═══ DATA SECTION

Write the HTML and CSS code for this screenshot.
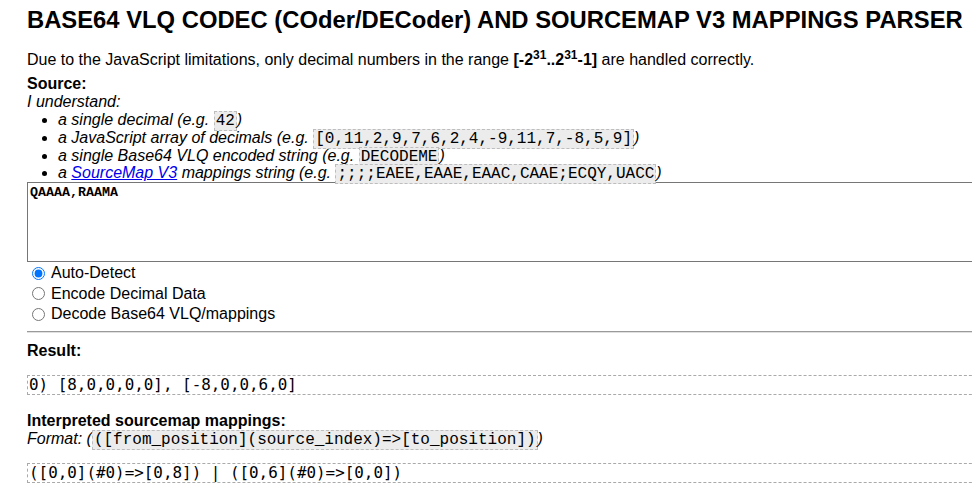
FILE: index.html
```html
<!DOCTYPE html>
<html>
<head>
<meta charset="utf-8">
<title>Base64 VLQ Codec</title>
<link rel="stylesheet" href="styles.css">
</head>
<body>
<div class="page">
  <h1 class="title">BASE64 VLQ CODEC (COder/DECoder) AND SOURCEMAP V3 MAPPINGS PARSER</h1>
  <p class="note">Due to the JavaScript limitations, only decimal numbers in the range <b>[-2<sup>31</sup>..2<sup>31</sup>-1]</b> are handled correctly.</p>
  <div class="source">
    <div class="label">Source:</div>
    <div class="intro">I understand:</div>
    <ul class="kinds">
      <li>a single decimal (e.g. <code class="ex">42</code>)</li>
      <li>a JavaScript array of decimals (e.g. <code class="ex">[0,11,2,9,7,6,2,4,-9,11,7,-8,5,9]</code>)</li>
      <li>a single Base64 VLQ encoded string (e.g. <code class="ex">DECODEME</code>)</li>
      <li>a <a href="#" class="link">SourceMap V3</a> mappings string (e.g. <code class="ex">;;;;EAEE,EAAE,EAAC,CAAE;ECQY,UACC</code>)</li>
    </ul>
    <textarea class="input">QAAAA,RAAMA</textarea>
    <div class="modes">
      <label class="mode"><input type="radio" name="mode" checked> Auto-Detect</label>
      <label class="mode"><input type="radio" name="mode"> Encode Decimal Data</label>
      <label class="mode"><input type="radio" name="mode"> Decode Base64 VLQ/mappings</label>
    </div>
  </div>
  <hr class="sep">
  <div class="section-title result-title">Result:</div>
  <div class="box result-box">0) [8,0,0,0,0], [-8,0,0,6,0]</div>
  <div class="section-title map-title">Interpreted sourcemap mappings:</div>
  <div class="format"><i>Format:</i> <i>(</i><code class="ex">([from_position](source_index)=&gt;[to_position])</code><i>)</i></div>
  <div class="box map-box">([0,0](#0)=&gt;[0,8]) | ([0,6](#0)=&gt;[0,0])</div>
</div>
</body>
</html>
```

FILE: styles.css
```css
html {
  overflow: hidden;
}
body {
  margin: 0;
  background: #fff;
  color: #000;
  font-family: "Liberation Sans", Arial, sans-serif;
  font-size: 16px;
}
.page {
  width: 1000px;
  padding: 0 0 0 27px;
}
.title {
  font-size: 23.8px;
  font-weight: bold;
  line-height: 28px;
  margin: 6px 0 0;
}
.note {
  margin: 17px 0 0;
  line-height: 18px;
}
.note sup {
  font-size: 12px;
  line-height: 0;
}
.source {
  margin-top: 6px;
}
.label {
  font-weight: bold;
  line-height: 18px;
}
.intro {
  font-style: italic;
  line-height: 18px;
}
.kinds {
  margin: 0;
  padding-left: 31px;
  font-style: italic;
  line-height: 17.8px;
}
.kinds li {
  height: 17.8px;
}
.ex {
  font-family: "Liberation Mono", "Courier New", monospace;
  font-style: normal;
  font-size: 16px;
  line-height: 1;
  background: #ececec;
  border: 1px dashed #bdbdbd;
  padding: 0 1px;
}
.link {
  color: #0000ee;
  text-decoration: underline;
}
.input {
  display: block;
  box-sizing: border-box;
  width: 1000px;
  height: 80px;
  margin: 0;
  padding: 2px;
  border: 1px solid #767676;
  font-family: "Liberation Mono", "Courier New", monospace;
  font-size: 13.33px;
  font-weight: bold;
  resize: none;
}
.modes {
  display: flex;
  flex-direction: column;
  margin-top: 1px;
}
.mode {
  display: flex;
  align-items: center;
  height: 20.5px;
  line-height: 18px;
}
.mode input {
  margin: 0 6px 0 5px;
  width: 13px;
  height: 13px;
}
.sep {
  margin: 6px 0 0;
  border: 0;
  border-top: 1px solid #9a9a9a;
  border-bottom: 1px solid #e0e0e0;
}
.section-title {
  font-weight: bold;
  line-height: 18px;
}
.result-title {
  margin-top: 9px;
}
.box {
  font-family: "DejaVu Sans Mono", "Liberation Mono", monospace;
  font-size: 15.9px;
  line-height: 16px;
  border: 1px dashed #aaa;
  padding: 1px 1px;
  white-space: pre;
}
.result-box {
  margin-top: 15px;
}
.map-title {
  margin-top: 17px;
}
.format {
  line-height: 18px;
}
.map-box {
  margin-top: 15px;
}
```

══════

**TASK PROMPT:**
Transcribe each line above verbatim, with the pictures left out.

**OUTPUT OF THE TASK:**
Write the HTML and CSS code for this screenshot.
FILE: index.html
```html
<!DOCTYPE html>
<html>
<head>
<meta charset="utf-8">
<title>Base64 VLQ Codec</title>
<link rel="stylesheet" href="styles.css">
</head>
<body>
<div class="page">
  <h1 class="title">BASE64 VLQ CODEC (COder/DECoder) AND SOURCEMAP V3 MAPPINGS PARSER</h1>
  <p class="note">Due to the JavaScript limitations, only decimal numbers in the range <b>[-2<sup>31</sup>..2<sup>31</sup>-1]</b> are handled correctly.</p>
  <div class="source">
    <div class="label">Source:</div>
    <div class="intro">I understand:</div>
    <ul class="kinds">
      <li>a single decimal (e.g. <code class="ex">42</code>)</li>
      <li>a JavaScript array of decimals (e.g. <code class="ex">[0,11,2,9,7,6,2,4,-9,11,7,-8,5,9]</code>)</li>
      <li>a single Base64 VLQ encoded string (e.g. <code class="ex">DECODEME</code>)</li>
      <li>a <a href="#" class="link">SourceMap V3</a> mappings string (e.g. <code class="ex">;;;;EAEE,EAAE,EAAC,CAAE;ECQY,UACC</code>)</li>
    </ul>
    <textarea class="input">QAAAA,RAAMA</textarea>
    <div class="modes">
      <label class="mode"><input type="radio" name="mode" checked> Auto-Detect</label>
      <label class="mode"><input type="radio" name="mode"> Encode Decimal Data</label>
      <label class="mode"><input type="radio" name="mode"> Decode Base64 VLQ/mappings</label>
    </div>
  </div>
  <hr class="sep">
  <div class="section-title result-title">Result:</div>
  <div class="box result-box">0) [8,0,0,0,0], [-8,0,0,6,0]</div>
  <div class="section-title map-title">Interpreted sourcemap mappings:</div>
  <div class="format"><i>Format:</i> <i>(</i><code class="ex">([from_position](source_index)=&gt;[to_position])</code><i>)</i></div>
  <div class="box map-box">([0,0](#0)=&gt;[0,8]) | ([0,6](#0)=&gt;[0,0])</div>
</div>
</body>
</html>
```

FILE: styles.css
```css
html {
  overflow: hidden;
}
body {
  margin: 0;
  background: #fff;
  color: #000;
  font-family: "Liberation Sans", Arial, sans-serif;
  font-size: 16px;
}
.page {
  width: 1000px;
  padding: 0 0 0 27px;
}
.title {
  font-size: 23.8px;
  font-weight: bold;
  line-height: 28px;
  margin: 6px 0 0;
}
.note {
  margin: 17px 0 0;
  line-height: 18px;
}
.note sup {
  font-size: 12px;
  line-height: 0;
}
.source {
  margin-top: 6px;
}
.label {
  font-weight: bold;
  line-height: 18px;
}
.intro {
  font-style: italic;
  line-height: 18px;
}
.kinds {
  margin: 0;
  padding-left: 31px;
  font-style: italic;
  line-height: 17.8px;
}
.kinds li {
  height: 17.8px;
}
.ex {
  font-family: "Liberation Mono", "Courier New", monospace;
  font-style: normal;
  font-size: 16px;
  line-height: 1;
  background: #ececec;
  border: 1px dashed #bdbdbd;
  padding: 0 1px;
}
.link {
  color: #0000ee;
  text-decoration: underline;
}
.input {
  display: block;
  box-sizing: border-box;
  width: 1000px;
  height: 80px;
  margin: 0;
  padding: 2px;
  border: 1px solid #767676;
  font-family: "Liberation Mono", "Courier New", monospace;
  font-size: 13.33px;
  font-weight: bold;
  resize: none;
}
.modes {
  display: flex;
  flex-direction: column;
  margin-top: 1px;
}
.mode {
  display: flex;
  align-items: center;
  height: 20.5px;
  line-height: 18px;
}
.mode input {
  margin: 0 6px 0 5px;
  width: 13px;
  height: 13px;
}
.sep {
  margin: 6px 0 0;
  border: 0;
  border-top: 1px solid #9a9a9a;
  border-bottom: 1px solid #e0e0e0;
}
.section-title {
  font-weight: bold;
  line-height: 18px;
}
.result-title {
  margin-top: 9px;
}
.box {
  font-family: "DejaVu Sans Mono", "Liberation Mono", monospace;
  font-size: 15.9px;
  line-height: 16px;
  border: 1px dashed #aaa;
  padding: 1px 1px;
  white-space: pre;
}
.result-box {
  margin-top: 15px;
}
.map-title {
  margin-top: 17px;
}
.format {
  line-height: 18px;
}
.map-box {
  margin-top: 15px;
}
```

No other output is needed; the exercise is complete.